Germany’s GDP declined in both 2023 and 2024. Recent quarterly growth readings have also been teetering on the verge of a technical recession, which has so far been narrowly avoided. The German economy shrank by 0.2% in the fourth quarter, compared with the previous three-month stretch, according to the latest reading.

Europe’s largest economy faces pressure in key industries like the auto sector, issues with infrastructure like the country’s rail network and a housebuilding crisis.

Dany-Knedlik also flagged the so-called debt brake, a long-standing fiscal rule that is enshrined in Germany’s constitution, which limits the size of the structural budget deficit and how much debt the government can take on.

Whether or not the clause should be overhauled has been a big part of the fiscal debate ahead of the election.
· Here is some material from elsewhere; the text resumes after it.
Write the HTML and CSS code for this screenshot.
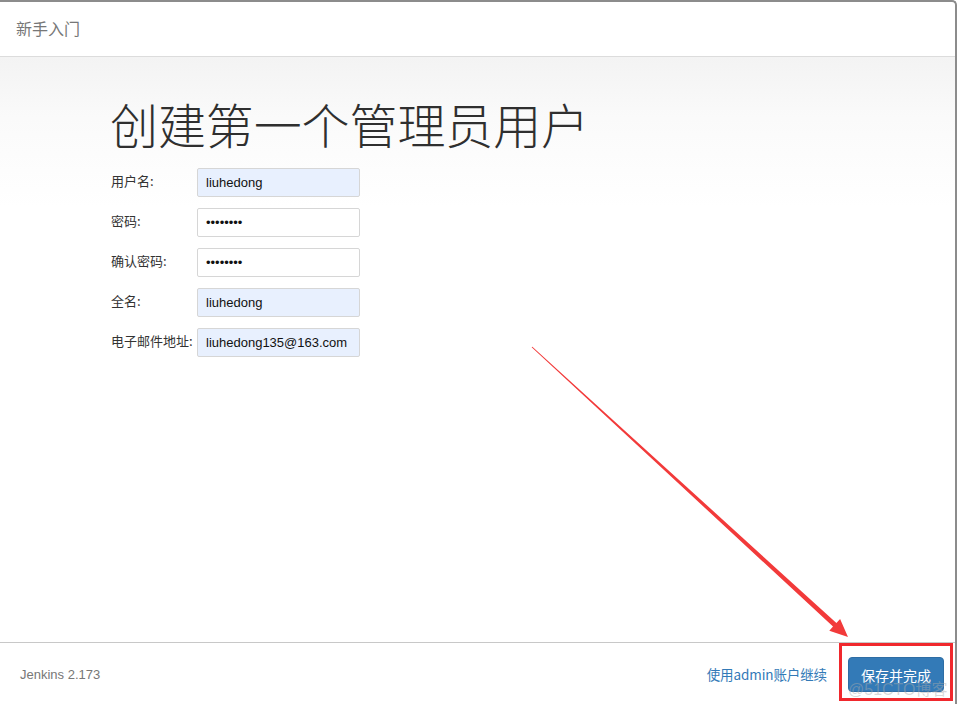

While the CDU ideally does not want to change the debt brake, Merz has said that he may be open to some reform.

“To increase growth prospects substantially without increasing debt also seems rather unlikely,” DIW’s Dany-Knedlik said, adding that, if public investments were to rise within the limits of the debt brake, significant tax increases would be unavoidable.

“Taking into account that a 2 Percent growth target is to be reached within a 4 year legislation period, the Agenda 2030 in combination with conservatives attitude towards the debt break to me reads more of a wish list than a straight forward economic growth program,” she said.

Change in German government will deliver economic success, says CEO of German employers association

Franziska Palmas, senior Europe economist at Capital Economics, sees some benefits to the plans of the CDU-CSU union, saying they would likely “be positive” for the economy, but warning that the resulting boost would be small.

“Tax cuts would support consumer spending and private investment, but weak sentiment means consumers may save a significant share of their additional after-tax income and firms may be reluctant to invest,” she told CNBC.  

Palmas nevertheless pointed out that not everyone would come away a winner from the new policies. Income tax cuts would benefit middle- and higher-income households more than those with a lower income, who would also be affected by potential reductions of social benefits.

Coalition talks ahead

Following the Sunday election, the CDU/CSU will almost certainly be left to find a coalition partner to form a majority government, with the Social Democratic Party or the Green party emerging as the likeliest candidates.

The parties will need to broker a coalition agreement outlining their joint goals, including on the economy — which could prove to be a difficult undertaking, Capital Economics’ Palmas said.

“The CDU and the SPD and Greens have significantly different economic policy positions,” she said, pointing to discrepancies over taxes and regulation. While the CDU/CSU want to reduce both items, the SPD and Greens seek to raise taxes and oppose deregulation in at least some areas, Palmas explained.

The group is nevertheless likely to hold the power in any potential negotiations as it will likely have their choice between partnering with the SPD or Greens.

“Accordingly, we suspect that the coalition agreement will include most of the CDU’s main economic proposals,” she said.